Apart from speed, Norsk Hydro says, the snow streamer has the advantage of leaving the environment untouched. Permafrost is not disturbed by drilling, and the system leaves no evidence that a survey unit has passed through.

Norsk Hydro and the Norwegian seismic company GECO AS conducted the latest test of the system in the Surgut arch area of western Siberia.

Norsk Hydro said Tyumen-geologia, part of the Ministry of Geology, appeared to be pleased with results.

Norsk Hydro also reports interest in the concept from operators in Alaska and northern Canada.

The Norwegians and Soviets are starting to put together a deal to use the snow streamer for more extensive data acquisition in the Surgut arch region next winter. The deal is to be part of a potential agreement between Norsk Hydro and Tyumen-geologia to explore for oil and gas in a 20,000 sq km area of Surgut arch.

Norsk Hydro developed the snow streamer for 1986-87 work in Svalbard, where seismic acquisition is difficult. More recently, it was used extensively on a Norsk Hydro claim in the southern part of Spitzbergen, where the company is drilling the 1 Reindalspasset wildcat.

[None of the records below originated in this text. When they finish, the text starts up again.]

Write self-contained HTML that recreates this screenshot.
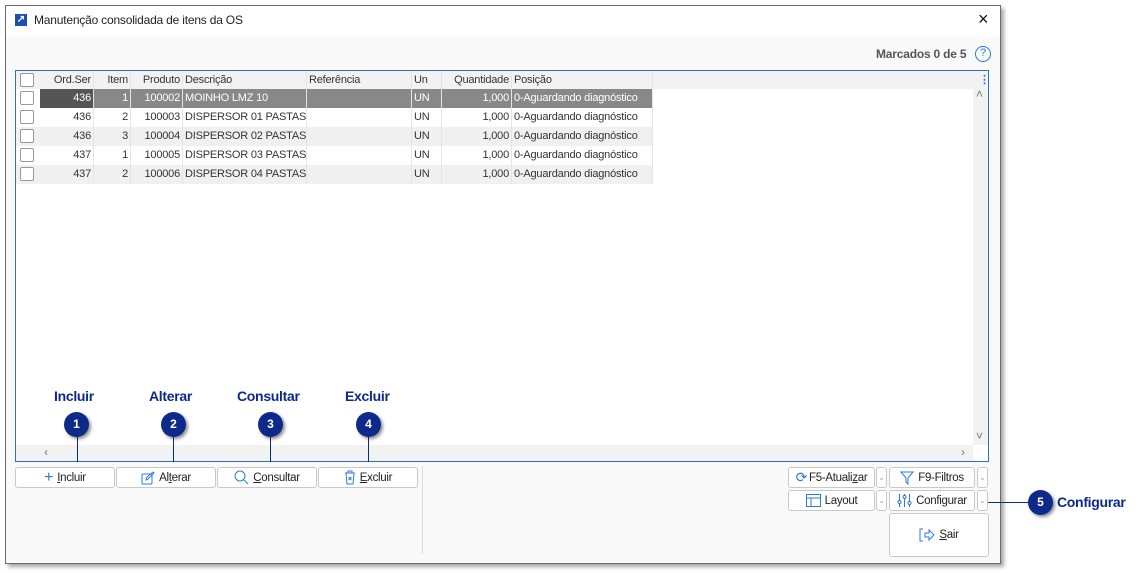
<!DOCTYPE html>
<html><head><meta charset="utf-8"><style>
*{box-sizing:border-box;margin:0;padding:0}
body{width:1145px;height:573px;background:#fff;font-family:"Liberation Sans",sans-serif;font-size:11px;color:#333;position:relative;overflow:hidden}
.win{position:absolute;left:5px;top:5px;width:996px;height:559px;background:#f9f9f9;border:1px solid #6b6b6b;box-shadow:3px 3px 4px rgba(0,0,0,.35)}
.title{position:absolute;left:0;top:0;width:100%;height:31px;background:#fff}
.abs{position:absolute}
.grid{position:absolute;left:15px;top:70px;width:974px;height:392px;border:1px solid #2a6fc9;background:#fff;overflow:hidden}
.row{position:absolute;left:0;height:19px;width:637px}
.c{position:absolute;top:0;height:19px;line-height:19px;white-space:nowrap;border-right:1px solid #e4e4e4;padding:0 2px;font-size:11px;letter-spacing:-0.2px}
.r{text-align:right}
.cb{position:absolute;left:4px;top:2px;width:14px;height:14px;border:1px solid #999;background:#fff;border-radius:2px}
.btn{position:absolute;height:21px;border:1px solid #c8c8c8;border-radius:3px;background:#fff;font-size:11.5px;color:#222;display:flex;align-items:center;justify-content:center;gap:4px;white-space:nowrap;letter-spacing:-0.3px}
.dd{position:absolute;width:11px;height:21px;border:1px solid #c8c8c8;border-radius:3px;background:#fff;color:#8aa;font-size:8px;text-align:center;line-height:20px}
.circ{position:absolute;width:25px;height:25px;border-radius:50%;background:#0d2a8a;color:#fff;font-weight:bold;font-size:12px;text-align:center;line-height:25px;box-shadow:2px 2px 3px rgba(0,0,0,.45)}
.lab{position:absolute;color:#0d2a8a;font-weight:bold;font-size:14px;letter-spacing:-0.3px}
.ln{position:absolute;background:#0d2a8a;width:1px}
</style></head><body>
<div class="win">
<div class="title">
<div class="abs" style="left:9px;top:8px;width:12px;height:12px;background:#1c4fb0;color:#fff;font-size:10px;line-height:12px;text-align:center;font-weight:bold">↗</div>
<div class="abs" style="left:28px;top:7px;font-size:12px;color:#222;letter-spacing:-0.2px">Manutenção consolidada de itens da OS</div>
<div class="abs" style="left:972px;top:3px;font-size:18px;color:#111">×</div>
</div>
<div class="abs" style="left:870px;top:41px;font-weight:bold;font-size:12px;color:#555;letter-spacing:-0.2px">Marcados 0 de 5</div>
<div class="abs" style="left:969px;top:40px;width:16px;height:16px;border:1.5px solid #2a7ae2;border-radius:50%;color:#2a7ae2;font-size:11px;text-align:center;line-height:13px">?</div>
</div>

<div class="grid">
<div class="abs" style="left:0;top:0;width:972px;height:18px;background:#f2f2f2"></div>
<div class="row" style="top:0">
<div class="cb" style="top:2px"></div>
<div class="c r" style="left:24px;width:54px">Ord.Ser</div>
<div class="c r" style="left:78px;width:37px">Item</div>
<div class="c r" style="left:115px;width:52px">Produto</div>
<div class="c" style="left:167px;width:124px">Descrição</div>
<div class="c" style="left:291px;width:105px">Referência</div>
<div class="c" style="left:396px;width:30px">Un</div>
<div class="c r" style="left:426px;width:70px">Quantidade</div>
<div class="c" style="left:496px;width:141px">Posição</div>
</div>
<div class="abs" style="left:963px;top:2px;color:#2a7ae2;font-size:11px;font-weight:bold">⋮</div>
<div class="abs" style="left:957px;top:18px;width:16px;height:356px;background:#f2f2f2"></div>
<div class="abs" style="left:960px;top:16px;color:#777;font-size:12px">˄</div>
<div class="abs" style="left:960px;top:358px;color:#777;font-size:12px">˅</div>
<div class="abs" style="left:0;top:374px;width:957px;height:16px;background:#f2f2f2"></div>
<div class="abs" style="left:28px;top:374px;color:#777;font-size:12px">‹</div>
<div class="abs" style="left:945px;top:374px;color:#777;font-size:12px">›</div>

<div class="row" style="top:18px;background:#fff">
<div class="cb"></div>
<div class="c r" style="left:24px;width:54px;background:#555;color:#fff">436</div>
<div class="c r" style="left:78px;width:37px;background:#888;color:#fff">1</div>
<div class="c r" style="left:115px;width:52px;background:#888;color:#fff">100002</div>
<div class="c" style="left:167px;width:124px;background:#888;color:#fff">MOINHO LMZ 10</div>
<div class="c" style="left:291px;width:105px;background:#888"></div>
<div class="c" style="left:396px;width:30px;background:#888;color:#fff">UN</div>
<div class="c r" style="left:426px;width:70px;background:#888;color:#fff">1,000</div>
<div class="c" style="left:496px;width:141px;background:#888;color:#fff">0-Aguardando diagnóstico</div>
</div>
<div class="row" style="top:37px;background:#fff"><div class="cb"></div>
<div class="c r" style="left:24px;width:54px">436</div><div class="c r" style="left:78px;width:37px">2</div><div class="c r" style="left:115px;width:52px">100003</div><div class="c" style="left:167px;width:124px">DISPERSOR 01 PASTAS</div><div class="c" style="left:291px;width:105px"></div><div class="c" style="left:396px;width:30px">UN</div><div class="c r" style="left:426px;width:70px">1,000</div><div class="c" style="left:496px;width:141px">0-Aguardando diagnóstico</div></div>
<div class="row" style="top:56px;background:#f0f0f0"><div class="cb"></div>
<div class="c r" style="left:24px;width:54px">436</div><div class="c r" style="left:78px;width:37px">3</div><div class="c r" style="left:115px;width:52px">100004</div><div class="c" style="left:167px;width:124px">DISPERSOR 02 PASTAS</div><div class="c" style="left:291px;width:105px"></div><div class="c" style="left:396px;width:30px">UN</div><div class="c r" style="left:426px;width:70px">1,000</div><div class="c" style="left:496px;width:141px">0-Aguardando diagnóstico</div></div>
<div class="row" style="top:75px;background:#fff"><div class="cb"></div>
<div class="c r" style="left:24px;width:54px">437</div><div class="c r" style="left:78px;width:37px">1</div><div class="c r" style="left:115px;width:52px">100005</div><div class="c" style="left:167px;width:124px">DISPERSOR 03 PASTAS</div><div class="c" style="left:291px;width:105px"></div><div class="c" style="left:396px;width:30px">UN</div><div class="c r" style="left:426px;width:70px">1,000</div><div class="c" style="left:496px;width:141px">0-Aguardando diagnóstico</div></div>
<div class="row" style="top:94px;background:#f0f0f0"><div class="cb"></div>
<div class="c r" style="left:24px;width:54px">437</div><div class="c r" style="left:78px;width:37px">2</div><div class="c r" style="left:115px;width:52px">100006</div><div class="c" style="left:167px;width:124px">DISPERSOR 04 PASTAS</div><div class="c" style="left:291px;width:105px"></div><div class="c" style="left:396px;width:30px">UN</div><div class="c r" style="left:426px;width:70px">1,000</div><div class="c" style="left:496px;width:141px">0-Aguardando diagnóstico</div></div>
</div>

<div class="abs" style="left:422px;top:466px;width:1px;height:88px;background:#ddd"></div>

<div class="btn" style="left:15px;top:467px;width:100px"><span style="color:#2a7ae2;font-size:16px">+</span><span><u>I</u>ncluir</span></div>
<div class="btn" style="left:116px;top:467px;width:100px"><svg width="14" height="14" viewBox="0 0 14 14" fill="none" stroke="#2a7ae2"><rect x="1" y="3" width="10" height="10" rx="1"/><path d="M5 9l1-3 6-5 1 1-6 6z"/></svg><span>Al<u>t</u>erar</span></div>
<div class="btn" style="left:217px;top:467px;width:100px"><svg width="15" height="15" viewBox="0 0 15 15" fill="none" stroke="#2a7ae2"><circle cx="6" cy="6" r="5"/><path d="M10 10l4 4"/></svg><span><u>C</u>onsultar</span></div>
<div class="btn" style="left:318px;top:467px;width:100px"><svg width="12" height="15" viewBox="0 0 12 15" fill="none" stroke="#2a7ae2"><path d="M1 3h10M4 3V1h4v2M2 3l1 11h6l1-11M4.5 7l3 3M7.5 7l-3 3"/></svg><span><u>E</u>xcluir</span></div>

<div class="btn" style="left:788px;top:467px;width:87px;gap:2px"><span style="color:#2a7ae2;font-size:14px">⟳</span><span>F5-Atuali<u>z</u>ar</span></div>
<div class="dd" style="left:876px;top:467px">⌄</div>
<div class="btn" style="left:889px;top:467px;width:86px"><svg width="14" height="14" viewBox="0 0 14 14" fill="none" stroke="#2a7ae2"><path d="M1 1h12L8 7v6l-2-2V7z"/></svg><span>F9-Filtros</span></div>
<div class="dd" style="left:977px;top:467px">⌄</div>
<div class="btn" style="left:788px;top:490px;width:87px"><svg width="15" height="13" viewBox="0 0 15 13" fill="none" stroke="#2a7ae2"><rect x="0.5" y="0.5" width="14" height="12"/><path d="M0.5 4h14M5 4v9"/></svg><span>Layout</span></div>
<div class="dd" style="left:876px;top:490px">⌄</div>
<div class="btn" style="left:889px;top:490px;width:86px"><svg width="15" height="15" viewBox="0 0 15 15" fill="none" stroke="#2a7ae2"><path d="M2.5 1v13M7.5 1v13M12.5 1v13"/><circle cx="2.5" cy="9" r="1.5" fill="#fff"/><circle cx="7.5" cy="4" r="1.5" fill="#fff"/><circle cx="12.5" cy="10" r="1.5" fill="#fff"/></svg><span>Configurar</span></div>
<div class="dd" style="left:977px;top:490px">⌄</div>
<div class="btn" style="left:889px;top:513px;width:100px;height:44px"><svg width="16" height="14" viewBox="0 0 16 14" fill="none" stroke="#2a7ae2"><path d="M4 1H1v12h3M6 5h4V2l5 5-5 5V9H6z"/></svg><span><u>S</u>air</span></div>

<div class="lab" style="left:54px;top:388px">Incluir</div>
<div class="lab" style="left:149px;top:388px">Alterar</div>
<div class="lab" style="left:237px;top:388px">Consultar</div>
<div class="lab" style="left:345px;top:388px">Excluir</div>
<div class="ln" style="left:77px;top:436px;height:26px"></div>
<div class="ln" style="left:173px;top:436px;height:26px"></div>
<div class="ln" style="left:270px;top:436px;height:26px"></div>
<div class="ln" style="left:368px;top:436px;height:26px"></div>
<div class="circ" style="left:64px;top:412px">1</div>
<div class="circ" style="left:161px;top:412px">2</div>
<div class="circ" style="left:258px;top:412px">3</div>
<div class="circ" style="left:356px;top:412px">4</div>
<div class="abs" style="left:988px;top:502px;width:42px;height:1px;background:#0d2a8a"></div>
<div class="circ" style="left:1028px;top:490px">5</div>
<div class="lab" style="left:1057px;top:494px">Configurar</div>
</body></html>
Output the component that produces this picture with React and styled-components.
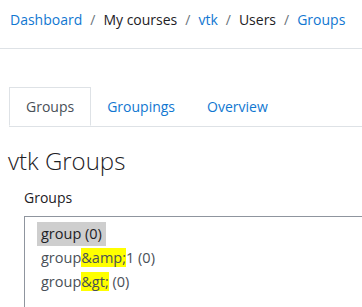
import React from 'react';
import styled, { createGlobalStyle } from 'styled-components';

const GlobalStyle = createGlobalStyle`
  html, body {
    margin: 0;
    padding: 0;
    background: #fff;
    overflow: hidden;
  }
  body {
    font-family: "Open Sans", "Noto Sans", "Liberation Sans", sans-serif;
    color: #1d2125;
  }
`;

const Page = styled.div`
  width: 362px;
  height: 307px;
  overflow: hidden;
`;

const Breadcrumb = styled.nav`
  display: flex;
  align-items: center;
  height: 49px;
  padding: 0 0 10px 10px;
  box-sizing: border-box;
  border-bottom: 1px solid #dee2e6;
  font-size: 14px;
  white-space: nowrap;
`;

const Crumb = styled.span`
  color: ${p => (p.$link ? '#1177d1' : '#1d2125')};
`;

const Sep = styled.span`
  color: #6a737b;
  padding: 0 8px;
`;

const Tabs = styled.ul`
  display: flex;
  list-style: none;
  margin: 38px 0 0 9px;
  padding: 0;
  border-bottom: 1px solid #dee2e6;
`;

const Tab = styled.li`
  height: 39px;
  padding: 0 16px;
  display: flex;
  align-items: center;
  font-size: 14px;
  box-sizing: border-box;
  margin-bottom: ${p => (p.$active ? '-1px' : '0')};
  border: ${p => (p.$active ? '1px solid #dee2e6' : 'none')};
  border-bottom-color: #fff;
  background: ${p => (p.$active ? '#fff' : 'transparent')};
  color: ${p => (p.$active ? '#495057' : '#1177d1')};
`;

const Heading = styled.h2`
  margin: 18px 0 0 8px;
  font-size: 24px;
  font-weight: 300;
  line-height: 32px;
  color: #1d2125;
`;

const Label = styled.div`
  margin: 10px 0 0 24px;
  font-size: 14px;
  line-height: 22px;
  color: #1d2125;
`;

const SelectBox = styled.div`
  margin: 7px 0 0 24px;
  width: 360px;
  height: 120px;
  border: 1px solid #8f959e;
  padding: 5px 12px;
  box-sizing: border-box;
`;

const Option = styled.div`
  display: table;
  padding: 0 4px;
  height: 24px;
  line-height: 24px;
  font-size: 14.5px;
  color: ${p => (p.$selected ? '#1d2125' : '#495057')};
  background: ${p => (p.$selected ? '#cecece' : 'transparent')};
`;

const Mark = styled.span`
  background: #ffff00;
  color: inherit;
`;

export default function App() {
  return (
    <Page>
      <GlobalStyle />
      <Breadcrumb>
        <Crumb $link>Dashboard</Crumb>
        <Sep>/</Sep>
        <Crumb>My courses</Crumb>
        <Sep>/</Sep>
        <Crumb $link>vtk</Crumb>
        <Sep>/</Sep>
        <Crumb>Users</Crumb>
        <Sep>/</Sep>
        <Crumb $link>Groups</Crumb>
      </Breadcrumb>
      <Tabs>
        <Tab $active>Groups</Tab>
        <Tab>Groupings</Tab>
        <Tab>Overview</Tab>
      </Tabs>
      <Heading>vtk Groups</Heading>
      <Label>Groups</Label>
      <SelectBox>
        <Option $selected>group (0)</Option>
        <Option>group<Mark>&amp;amp;</Mark>1 (0)</Option>
        <Option>group<Mark>&amp;gt;</Mark> (0)</Option>
      </SelectBox>
    </Page>
  );
}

Norsk Hydro, in partnership with Petro-Arctic, a Swedish group; and Sture Norsk, which has extensive coal mining and trading interests in Svalbard; is drilling near target depth on the 7,800 ft wildcat.

After developing and running confirmation tests of the snow streamer, Norsk Hydro brought in GECO to operate the system. Negotiations are under way to license it to GECO.